Because I accept the Scriptural account … I am impressed with the dignity and worth of the individual.  He is important as an individual, not as a part of the gene pool …  Every human being has not only worth but he also has dignity … There is also a dignity and a worth to be assigned to the unborn, the handicapped, and the disabled.  They, too, are creations of God, who loves them and cares for them as He loves me and cares for me. I cannot regard them as a cross …[but] as a challenge. [John W Klotz,  “Creation/Evolution Controversy,” Concordia Journal (7/1984) pp 124-30]

Crossing evolution with Jehovah creates an interesting paradox for those who wish to make man merely a continuation of the primates.  Psychology, in full step with evolution, looks to the animals in order to explain man.  Man is merely a product of his environment (genetic, social and otherwise), so said Freud, Skinner, and others.  Is the animal really the measure of man?  Or does the human have such a large difference from the animal that it takes a specific creation by God to make the human being?

Though a physical being, a human is not just a physical being but also possesses a nonphysical soul/spirit.  Evolution of physical beings, no matter how completely guided by divine omniscience, could never produce biblical man, who is also spirit.

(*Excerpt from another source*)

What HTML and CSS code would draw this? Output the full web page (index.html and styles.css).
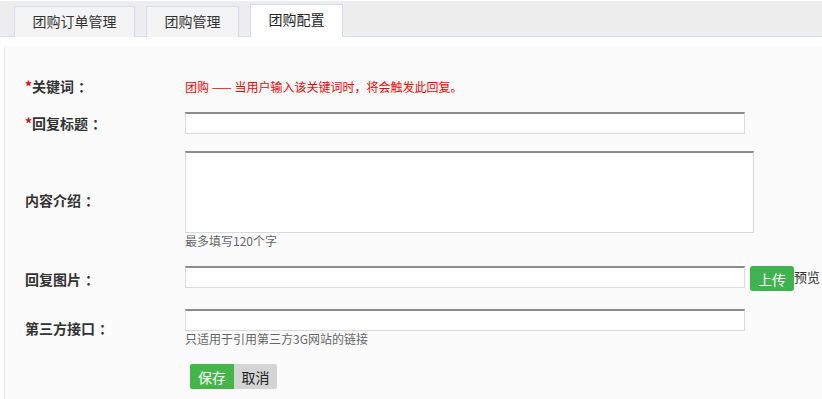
FILE: index.html
```html
<!DOCTYPE html>
<html>
  <head>
    <title>团购配置</title>
    <link rel="stylesheet" href="styles.css">
  </head>
  <body>
    <div class="tabs">
      <a class="tab tab-wide">团购订单管理</a>
      <a class="tab">团购管理</a>
      <a class="tab active">团购配置</a>
    </div>
    <div class="panel">
      <div class="form-row row-keyword">
        <label class="label"><span class="star">*</span>关键词<span class="colon">：</span></label>
        <div class="field"><span class="keyword-tip">团购 —— 当用户输入该关键词时，将会触发此回复。</span></div>
      </div>
      <div class="form-row">
        <label class="label"><span class="star">*</span>回复标题<span class="colon">：</span></label>
        <div class="field"><input type="text" class="input"></div>
      </div>
      <div class="form-row">
        <label class="label">内容介绍<span class="colon">：</span></label>
        <div class="field">
          <textarea class="textarea"></textarea>
          <div class="hint">最多填写120个字</div>
        </div>
      </div>
      <div class="form-row row-image">
        <label class="label">回复图片<span class="colon">：</span></label>
        <div class="field field-inline">
          <input type="text" class="input">
          <button class="btn btn-upload">上传</button>
          <span class="preview">预览</span>
        </div>
      </div>
      <div class="form-row">
        <label class="label">第三方接口<span class="colon">：</span></label>
        <div class="field">
          <input type="text" class="input">
          <div class="hint">只适用于引用第三方3G网站的链接</div>
        </div>
      </div>
      <div class="actions">
        <button class="btn btn-save">保存</button><button class="btn btn-cancel">取消</button>
      </div>
    </div>
  </body>
</html>
```

FILE: styles.css
```css
/* Page */
body {
  margin: 0;
  font-family: "Noto Sans CJK SC", "Noto Sans", sans-serif;
  font-size: 13px;
  color: #333;
  background-color: #fff;
}

/* Tab bar */
.tabs {
  display: flex;
  align-items: flex-end;
  gap: 11px;
  margin-top: 1px;
  height: 35px;
  padding-left: 14px;
  background-color: #ededed;
  border-bottom: 1px solid #d6dde8;
}

.tab {
  width: 91px;
  height: 30px;
  line-height: 29px;
  text-align: center;
  font-size: 14px;
  color: #333;
  background-color: #f4f4f4;
  border: 1px solid #d6dde8;
  border-bottom: none;
  margin-bottom: -1px;
  cursor: pointer;
}

.tab-wide {
  width: 119px;
}

.tab.active {
  height: 32px;
  background-color: #fff;
  color: #222;
}

/* Form panel */
.panel {
  margin: 9px 0 0 4px;
  padding: 30px 0 10px 20px;
  min-height: 313px;
  box-sizing: border-box;
  background-color: #fbfbfb;
  border-left: 1px solid #e9e9e9;
}

.form-row {
  display: flex;
  align-items: center;
  margin-bottom: 17px;
}

.row-keyword {
  height: 20px;
  margin-bottom: 16px;
}

.label {
  width: 160px;
  flex-shrink: 0;
  font-size: 14px;
  font-weight: bold;
  color: #333;
}

.colon {
  padding-left: 4px;
}

.star {
  color: #e60000;
}

.keyword-tip {
  font-size: 12px;
  color: #f00;
}

.field-inline {
  display: flex;
  align-items: flex-start;
}

/* Inputs */
.input {
  display: block;
  width: 560px;
  height: 22px;
  margin: 0;
  padding: 0 4px;
  box-sizing: border-box;
  border: 1px solid #dadada;
  border-top: 2px solid #8c8c8c;
  background-color: #fff;
  font-family: inherit;
}

.textarea {
  display: block;
  width: 569px;
  height: 82px;
  margin: 0;
  padding: 2px 4px;
  box-sizing: border-box;
  border: 1px solid #dadada;
  border-top: 2px solid #8c8c8c;
  background-color: #fff;
  resize: none;
}

.hint {
  font-size: 12px;
  line-height: 16px;
  color: #666;
}

/* Buttons */
.btn {
  height: 25px;
  padding: 0;
  border: none;
  font-family: inherit;
  font-size: 14px;
  cursor: pointer;
}

.btn-upload {
  width: 44px;
  margin-left: 5px;
  border-radius: 3px;
  background-color: #3fb34f;
  color: #fff;
}

.preview {
  line-height: 22px;
  font-size: 13px;
  color: #333;
}

.row-image {
  margin-bottom: 18px;
}

.actions {
  display: flex;
  margin: 17px 0 0 165px;
}

.btn-save {
  width: 44px;
  border-radius: 2px 0 0 2px;
  background-color: #44b549;
  color: #fff;
}

.btn-cancel {
  width: 43px;
  border-radius: 0 2px 2px 0;
  background-color: #d4d4d4;
  color: #222;
}
```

Not only so, a human is a unique and mysterious unity of matter and spirit made, unlike the plants and animals, in the image of God, and made specially by God to be like himself for fellowship with deity.  This relationship, with all it implies for human knowledge, moral nature, role in the universe, and final destiny, constitutes the uniqueness of man. … [“Guideposts for the Current Debate over Origins”  editorial  Christianity Today  (10/8/1982)  pp 22-26]

In addition, there is the question as to what constitutes the idea of “the fittest,” which actually is at best a value statement.  Yet evolutionists will tell us that evolution has no sense of values, no sense of progress, no sense of a goal.  A survivor is “fit” simply because it survived, and that does not necessarily indicate that it was “better” equipped than anything else – it just merely won.  The animal that escaped the army ant march – or the asteroid impact – may not have been more “fit” than its brothers, but rather just more lucky.  Theistic evolution attempts to place values, goals and progress into a system that has no place for such luxuries.

The Jehovah Who is incarnate self-giving, self-sacrificing Love, Who is the Protector of the helpless, Who has the power to create – as He said He did – simply by command [Psalm 33:5-6; 148:1-5; II Peter 3:5], repeatedly described His work as “and it was good” [Genesis 1].  “Goodness” is a hallmark in the description of His Glory in Exodus 33:19, along with His Covenant relationship, His grace and mercy, and His steadfast love (see my blog, Show Me Your Glory).

Can His “and it was very good” [Genesis 1:31] actually then be the summation of using a destructive process to accomplish His finished product, and that He is simultaneously the Author of a blind and cruel method of eliminating “the unwanted”?  There is definitely something much too contradictory with the theistic evolutionist picture.